No doubt there is some truth to this, but this is not an outcome available to every enterprise.
Despite Mr Lowe’s attempt to look on the bright side, I fear that, if the Australian dollar remains at current levels, or rises further (as it has been doing lately), the balance of help and hindrance to prosperity will worsen. Cutting rates further is not the right answer, just as tightening monetary policy gradually was not the right answer to the asset boom in the Roaring 20s US.
“Monetary policy cannot serve two masters” is a rule that cannot be ignored. The US Fed and other leading central banks are attempting to promote global economic recovery when they should be contributing to this task by keeping monetary policy firm and steady to provide a stable environment for households and businesses, rather than promoting a boom and inevitable bust in asset markets.
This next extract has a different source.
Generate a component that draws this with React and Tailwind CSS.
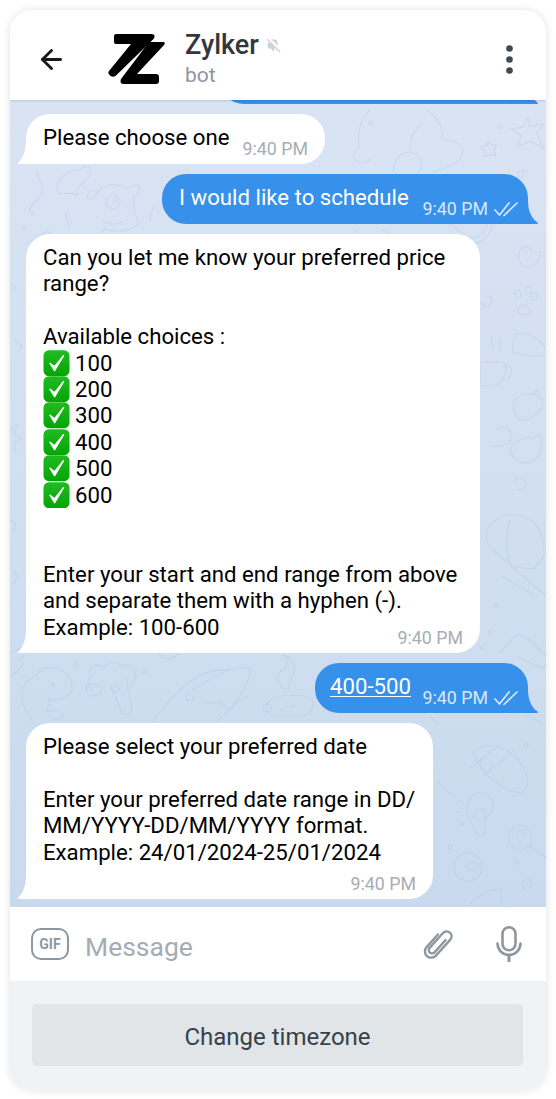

The Reserve Bank needs to maintain firm and stable monetary policy, while the problem of a high currency needs to be handled another way.
My proposal is to introduce a broad-based tax on capital inflow, applied to all inflows of capital so as to reduce the currently excessive and damaging currency to more sensible levels.
But evidence, rather than the feelings of senior RBA officials, is urgently needed. If Mr Lowe’s view that industry can handle current levels of the exchange rate is correct then the tax may not be needed, or the rate can initially be low.
But if the evidence is that a lower level of the Australian dollar would help enterprises in industries including manufacturing, tourism and education, indeed is urgently needed, then a moderate tax will be indicated.
Such a tax may prevent, or ameliorate, serious damage to much Australian business and by extension to many Australians.